Ottawa a-t-il les moyens de surveiller TOUS les Canadiens?

545a00085a8390e9b1d116761a30a27d

En raison de notre utilisation d'internet, les services de renseignement savent tout sur nous


Dans son nouveau livre, Dark Mirror, le journaliste d'investigation Barton Gellman révèle l’effrayante étendue du programme de surveillance électronique de la NSA, beaucoup plus intrusif qu'on pouvait l’imaginer.


Gellman avait révélé dans le Washington Post, en 2013, l’existence d’un programme de surveillance téléphonique des États-Unis de la National Security Agency, alors que son mandat l’interdisait. Sa source était Edward Snowden, un collaborateur déçu et mécontent de l’agence, qui lui avait remis des milliers de documents secrets. Dans son livre, Gellman montre comment le programme de surveillance «Mainway» a permis à la NSA de stocker des milliards d'enregistrements téléphoniques PAR JOUR pendant des années, pour les intégrer à une immense base de données. Grâce au concept de «chaînage des contacts», cette base de données a été fusionnée avec les données numériques que la NSA accumule à partir de tout ce que les individus mettent en ligne: courriels, médias sociaux (Twitter, Facebook, etc.). Donc toutes les informations numériques disponibles sur une personne, souvent générées par elle-même ou ses proches.


À partir de ces milliers de milliards de renseignements, «Mainway» a la capacité de générer un schéma précis, constamment mis à jour, 24/24, 7/7, de la vie professionnelle et personnelle d’un individu, incluant son profil psychologique, pour en construire un portrait social comprenant toutes sortes de secrets sociaux, médicaux, politiques ou professionnels.


Bien que la NSA insiste sur le fait que la base de données n'est utilisée que pour enquêter sur les terroristes, Gellman s'inquiète de la facilité avec laquelle elle pourrait être utilisée à d’autres fins. Le problème, avec les gouvernements, comme il l’écrit, est que: «Les règles peuvent être contournées ou réécrites, avec ou sans préavis, avec ou sans intention malveillante, de quelques degrés à la fois ou de plusieurs.»

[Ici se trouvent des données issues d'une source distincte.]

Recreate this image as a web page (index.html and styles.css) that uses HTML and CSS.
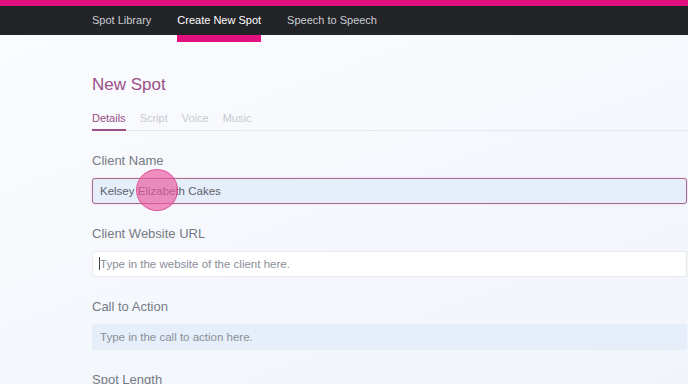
FILE: index.html
```html
<!DOCTYPE html>
<html lang="en">
<head>
    <meta charset="UTF-8">
    <meta name="viewport" content="width=device-width, initial-scale=1.0">
    <title>New Spot</title>
    <link rel="stylesheet" href="styles.css">
</head>
<body>
    <div class="topbar"></div>
    <nav class="nav">
        <a class="nav-item">Spot Library</a>
        <a class="nav-item active">Create New Spot</a>
        <a class="nav-item">Speech to Speech</a>
    </nav>

    <main class="page">
        <h1 class="title">New Spot</h1>

        <div class="tabs">
            <span class="tab active">Details</span>
            <span class="tab">Script</span>
            <span class="tab">Voice</span>
            <span class="tab">Music</span>
        </div>

        <div class="field">
            <label>Client Name</label>
            <div class="input focused">Kelsey Elizabeth Cakes<span class="touch"></span></div>
        </div>

        <div class="field">
            <label>Client Website URL</label>
            <div class="input plain placeholder"><span class="caret"></span>Type in the website of the client here.</div>
        </div>

        <div class="field">
            <label>Call to Action</label>
            <div class="input filled placeholder">Type in the call to action here.</div>
        </div>

        <div class="field">
            <label>Spot Length</label>
        </div>
    </main>
</body>
</html>
```

FILE: styles.css
```css
body {
    margin: 0;
    font-family: "Liberation Sans", Arial, sans-serif;
    background: linear-gradient(160deg, #fbfcfe 0%, #f4f7fc 60%, #f1f4fa 100%);
    height: 384px;
    overflow: hidden;
}
.topbar {
    height: 6px;
    background-color: #e2117f;
}
.nav {
    height: 29px;
    background-color: #232428;
    display: flex;
    padding-left: 92px;
    gap: 26px;
}
.nav-item {
    position: relative;
    color: #c9ccd3;
    font-size: 11px;
    line-height: 29px;
}
.nav-item.active {
    color: #ffffff;
}
.nav-item.active::after {
    content: "";
    position: absolute;
    left: 0;
    right: 0;
    top: 29px;
    height: 7px;
    background-color: #e2117f;
}
.page {
    padding: 40px 0 0 92px;
}
.title {
    margin: 0;
    font-size: 17px;
    font-weight: normal;
    color: #9a4f86;
    line-height: 20px;
}
.tabs {
    display: flex;
    gap: 14px;
    margin-top: 17px;
    border-bottom: 1px solid #e6e8ee;
}
.tab {
    font-size: 11px;
    color: #c8cad2;
    padding-bottom: 7px;
    margin-bottom: -1px;
}
.tab.active {
    color: #9a4f86;
    border-bottom: 2px solid #9a4f86;
    padding-bottom: 5px;
}
.field {
    margin-top: 22px;
}
.field label {
    display: block;
    font-size: 13px;
    color: #767a84;
    line-height: 16px;
    margin-bottom: 9px;
}
.input {
    position: relative;
    box-sizing: border-box;
    height: 26px;
    margin-right: 1px;
    padding-left: 7px;
    font-size: 11.5px;
    line-height: 24px;
    color: #5d616c;
    border: 1px solid transparent;
    border-radius: 3px;
}
.input.focused {
    background-color: #e6eef9;
    border-color: #a56a93;
    box-shadow: 0 0 2px rgba(226, 17, 127, 0.25);
}
.input.plain {
    background-color: #ffffff;
    border-color: #e8eaee;
    padding-left: 6px;
}
.input.filled {
    background-color: #e5eef9;
}
.placeholder {
    color: #8a8e98;
}
.caret {
    display: inline-block;
    width: 1px;
    height: 13px;
    background-color: #444;
    vertical-align: -2px;
}
.touch {
    position: absolute;
    left: 43px;
    top: -10px;
    width: 42px;
    height: 42px;
    border-radius: 50%;
    background-color: rgba(236, 86, 158, 0.65);
    border: 1px solid rgba(214, 60, 140, 0.7);
    box-sizing: border-box;
}
```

Selon Gellman, «Mainway» était une mise en œuvre du programme «Stellarwind» désigné ECI, «informations exceptionnellement contrôlées», la classification extrême des secrets d’État américains. Seuls 22 hauts fonctionnaires sont autorisés à ordonner la création d’une chaîne de contacts «Mainway» et y ont accès.


Le juriste Paul Ohm, cité par Gellman, souligne: «Presque n'importe qui dans le monde développé peut être lié à au moins un fait dans une base de données informatique qu'un adversaire pourrait utiliser pour le chantage, la discrimination, le harcèlement, le vol d'argent ou d'identité.» Des révélations trouvées en ligne à propos de «conduite passée, de santé ou de honte familiale», par exemple, pourraient coûter à une personne son mariage, sa carrière, sa résidence légale ou sa sécurité physique.


En octobre 1994, j’ai sorti un scoop au Téléjournal de la SRC, sur le Centre de la sécurité des télécommunications (CST), le service d’écoute électronique du gouvernement canadien. J’y révélais que l’organe ultrasecret avait constitué des milliers de dossiers sur des citoyens canadiens, dont plusieurs personnalités politiques québécoises. J’avais obtenu des informations selon lesquelles une banque de données du CST, MDN/P-PU-040, contenait des informations personnelles sur René Lévesque, Jacques Parizeau et Louise Beaudoin. 


Lucien Bouchard, alors chef du Bloc québécois et de l’opposition officielle aux Communes, avait réclamé une commission d’enquête sur les activités du CST. Le gouvernement Chrétien avait fini par créer un poste de commissaire au CST pour s’assurer que le CST n’outrepassait pas son mandat. À l’époque, faute de moyens informatiques suffisants, le CST n’avait sans doute pas la possibilité de mener des opérations massives d’interception des communications intérieures canadiennes.


Aujourd’hui, avec «Mainway», ce n’est plus le cas. D’ailleurs, ses mises à niveau qui intègrent l'intelligence artificielle vont démultiplier sa puissance.


De temps en temps, on apprend d’ailleurs que le CST espionne «par inadvertance» des citoyens canadiens ou enfreint les lois sur la protection de la vie privée. Étroitement lié à la NSA au sein du réseau de surveillance électronique mondial «Five Eyes», il est donc peu probable que le CST n’ait pas la capacité de scruter en profondeur la vie de TOUS les Canadiens avec un programme de type «Mainway» si jamais la «sécurité nationale» l’exigeait.